Ken je die oude lasser van de Compierstraat? […] Als die lasser klaar was, zat ie op een kratje op de stoep voor zich uit te staren. Hij had van die onrustige zwarte handen. ’s Avonds las hij gedichten, van Marsman of Slauerhoff.
[p.61, Hier blijf ik]
Ik denk dat ik daarom het fotoverhaalboek Hier blijf ik door Sanneke van Hassel zo mooi vind. De korte verhalen die zij geschreven heeft bij de foto’s van alledag die haar aangeleverd zijn, komen voort uit háár eigen fantasie. Geef de foto’s aan iemand anders met dezelfde opdracht en je krijgt een compleet andere invulling. Niet dat dit voor mij hoeft. Sanneke van Hassel heeft een set verhalen geschreven die zeer afwisselend van toon zijn en nergens gaan vervelen. Net zoals de grote stad zelf waar de foto’s gemaakt zijn. Wat ik knap vind ik is dat je na een paar verhalen niet meer zelf gaat verzinnen wat het onderwerp van de volgende foto zou kunnen zijn, maar dat je onbewust aanneemt dat wat Van Hassel je gaat vertellen ‘de waarheid’ is. Nadat je het verhaal bij de foto gelezen hebt, zie je de foto ineens door de ogen van de schrijfster. Details die eerst verborgen bleven zijn plots prominent aanwezig. Het lijkt soms alsof de foto’s gemaakt zijn om de verhalen te ondersteunen. Terwijl het natuurlijk andersom is geweest. Nergens heb ik het idee dat de combinatie niet klopt. Of dat het te gezocht, te gemaakt is. Nogmaals, ik vind dat knap.
Al een paar maanden zit ik zonder werk. Mensen moeten voor zichzelf zorgen, is het devies. Maar ik heb gezien hoeveel mensen helemaal niet voor zichzelf kunnen zorgen, laat staan voor een ander.
[p.114, Hier blijf ik]
Ondanks al die gevarieerdheid in toon is er een veelvuldig terugkerend thema in de verhalen aan te wijzen. In de meeste gevallen gaat het om mensen die zich bevinden in de hoek waar de klappen vallen. Sanneke van Hassel geeft deze ‘onzichtbare slachtoffers’ van de grote stad een eigen stem zonder dat het ergens larmoyant wordt. Of het nu om een langdurig werkloze gaat, een verwaarloosd kind, een depressieve zakenvrouw of een uitgebluste carrièreman, allemaal krijgen ze de kans hun verhaal te vertellen zonder al teveel opsmuk. Er spreekt een zekere berusting uit. Alsof ze zich er al lang bij hebben neergelegd dat dit hun lot is. Maar ze lopen er niet van weg.
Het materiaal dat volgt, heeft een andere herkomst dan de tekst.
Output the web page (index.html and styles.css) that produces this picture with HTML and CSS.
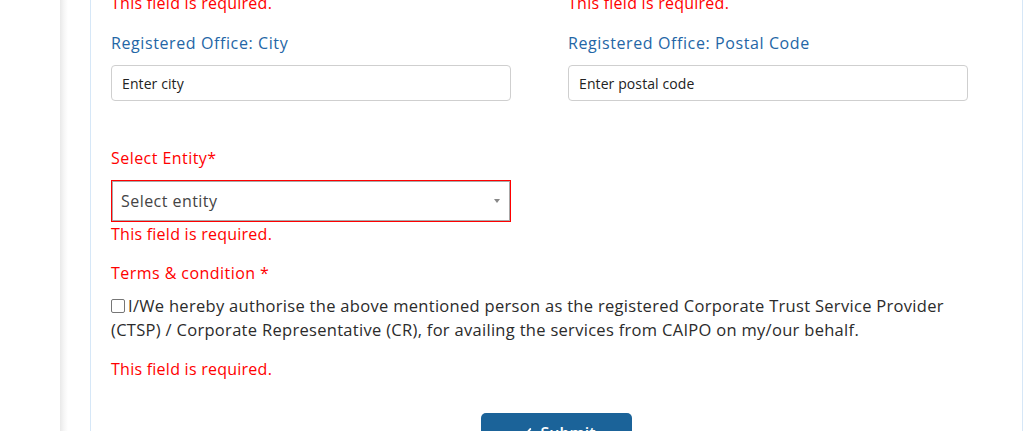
FILE: index.html
```html
<!DOCTYPE html>
<html lang="en">
<head>
<meta charset="utf-8">
<title>Registration form</title>
<link rel="stylesheet" href="styles.css">
</head>
<body>
<div class="page">
  <div class="gutter"></div>
  <main class="main">
    <section class="card">
      <div class="row">
        <div class="col"><div class="error">This field is required.</div></div>
        <div class="col"><div class="error">This field is required.</div></div>
      </div>
      <div class="row row-fields">
        <div class="col">
          <label class="label">Registered Office: City</label>
          <input class="input" type="text" placeholder="Enter city">
        </div>
        <div class="col">
          <label class="label">Registered Office: Postal Code</label>
          <input class="input" type="text" placeholder="Enter postal code">
        </div>
      </div>
      <div class="group group-entity">
        <div class="label label-error">Select Entity*</div>
        <div class="select">
          <span class="select-text">Select entity</span>
          <span class="caret"></span>
        </div>
        <div class="error">This field is required.</div>
      </div>
      <div class="group-terms">
        <div class="label label-error">Terms &amp; condition *</div>
        <div class="terms">
          <span class="checkbox"></span>I/We hereby authorise the above mentioned person as the registered Corporate Trust Service Provider (CTSP) / Corporate Representative (CR), for availing the services from CAIPO on my/our behalf.
        </div>
        <div class="error error-terms">This field is required.</div>
      </div>
      <div class="actions">
        <button class="btn" type="button">
          <svg class="btn-icon" viewBox="0 0 16 16" width="14" height="14"><path d="M2 8.5l4 4 8-9" fill="none" stroke="#fff" stroke-width="2.2" stroke-linecap="round" stroke-linejoin="round"/></svg>
          <span>Submit</span>
        </button>
      </div>
    </section>
  </main>
</div>
</body>
</html>
```

FILE: styles.css
```css
* { box-sizing: border-box; }
html, body { margin: 0; padding: 0; background: #fff; }
body {
  font-family: "Open Sans", "Liberation Sans", sans-serif;
  font-size: 16px;
  line-height: 24px;
  letter-spacing: 0.2px;
  color: #2b2b2b;
  overflow: hidden;
}
.page {
  display: flex;
  min-height: 431px;
}
.gutter {
  width: 60px;
  flex: none;
}
.main {
  flex: 1;
  min-width: 0;
  background: linear-gradient(to right, #e9e9e9 0, #f6f6f6 4px, #fff 8px);
  padding-left: 30px;
  padding-right: 7px;
}
.card {
  margin-top: -9px;
  border-left: 1px solid #d6e7f7;
  border-right: 1px solid #d6e7f7;
  padding: 0 20px 40px 20px;
  min-height: 460px;
}
.row {
  display: grid;
  grid-template-columns: 400px 400px;
  column-gap: 57px;
}
.row-fields { margin-top: 16px; }
.label {
  display: block;
  color: #2466a6;
  font-size: 16px;
  font-weight: 500;
  letter-spacing: 0.6px;
  line-height: 24px;
  margin-bottom: 10px;
}
.label-error { color: #ff0000; letter-spacing: 0.45px; }
.error {
  color: #ff0000;
  font-size: 16px;
  line-height: 24px;
  letter-spacing: 0.25px;
}
.input {
  display: block;
  width: 400px;
  height: 36px;
  border: 1px solid #cfcfcf;
  border-radius: 4px;
  padding: 0 10px;
  font-family: inherit;
  font-size: 14px;
  letter-spacing: 0.1px;
  color: #222;
  background: #fff;
  outline: none;
}
.input::placeholder { color: #222; opacity: 1; }
.group { width: 400px; }
.group-entity { margin-top: 45px; }
.select {
  display: flex;
  align-items: center;
  justify-content: space-between;
  height: 40px;
  margin: 11px 1px 1px 1px;
  border: 1px solid #a8a8a8;
  outline: 1px solid #ff0000;
  padding: 0 9px 0 8px;
  color: #444;
  font-size: 16px;
  letter-spacing: 0.45px;
}
.caret {
  width: 0;
  height: 0;
  border-left: 3px solid transparent;
  border-right: 3px solid transparent;
  border-top: 4px solid #888;
}
.group-terms { margin-top: 15px; }
.group-terms .label { margin-bottom: 9px; }
.terms {
  color: #2b2b2b;
  font-size: 16.5px;
  letter-spacing: 0.3px;
  line-height: 24px;
  max-width: 870px;
}
.checkbox {
  display: inline-block;
  width: 14px;
  height: 14px;
  border: 1px solid #767676;
  border-radius: 2px;
  margin-right: 3px;
  vertical-align: -1px;
  background: #fff;
}
.error-terms { margin-top: 15px; }
.actions {
  display: flex;
  justify-content: center;
  margin-top: 32px;
}
.btn {
  display: inline-flex;
  align-items: center;
  gap: 9px;
  width: 151px;
  height: 40px;
  justify-content: center;
  background: #1b6399;
  color: #fff;
  border: none;
  border-radius: 5px;
  font-family: inherit;
  font-size: 16px;
  font-weight: 600;
  padding: 0 16px;
}
.btn-icon { flex: none; }
```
Integendeel. Ze zijn onderdeel van een groter geheel en leiden het leven dat voor hen is weggelegd. Althans, ze leiden het leven zoals Sanneke van Hassel dat voor hen ingevuld heeft. Heel vakkundig orchestreert ze de vele stemmen in haar hoofd tot één groot klankkoor met als eindresultaat een welluidende grote-stadssymfonie die zo mooi klinkt dat ik wel begrijp waarom iedereen hier wil blijven.
Ik geloof dat ik liever een jaar eerder doodga door het fijnstof. Gewoon, in dit huis, waar de wandelschoenen van An bij de deur staan en ik af en toe de keukenklok gelijkzet.
[p.178, Hier blijf ik]
Hier blijf ik biedt een dynamisch portret van de grote stad, waarin verschillende personages dicht op elkaar hun uiteenlopende levens leiden. Voor deze bundel liet Sanneke van Hassel zich een jaar lang inspireren door nieuwe stadsbeelden van jonge fotografen. Verhalen en foto’s gaan een magisch verband aan: voor even wordt de verbeelde stad werkelijk betreden. Dit is een plek om te blijven.
Hier blijf ik
Sanneke van Hassel
Uitgeverij De Bezige Bij
ISBN 9789023487753
2 reacties
Klinkt erg gaaf…! Maar is het nu fictief? Of niet?
De foto’s zijn non-fictie, de korte verhalen (slechts max 2 pagina’s) fictie.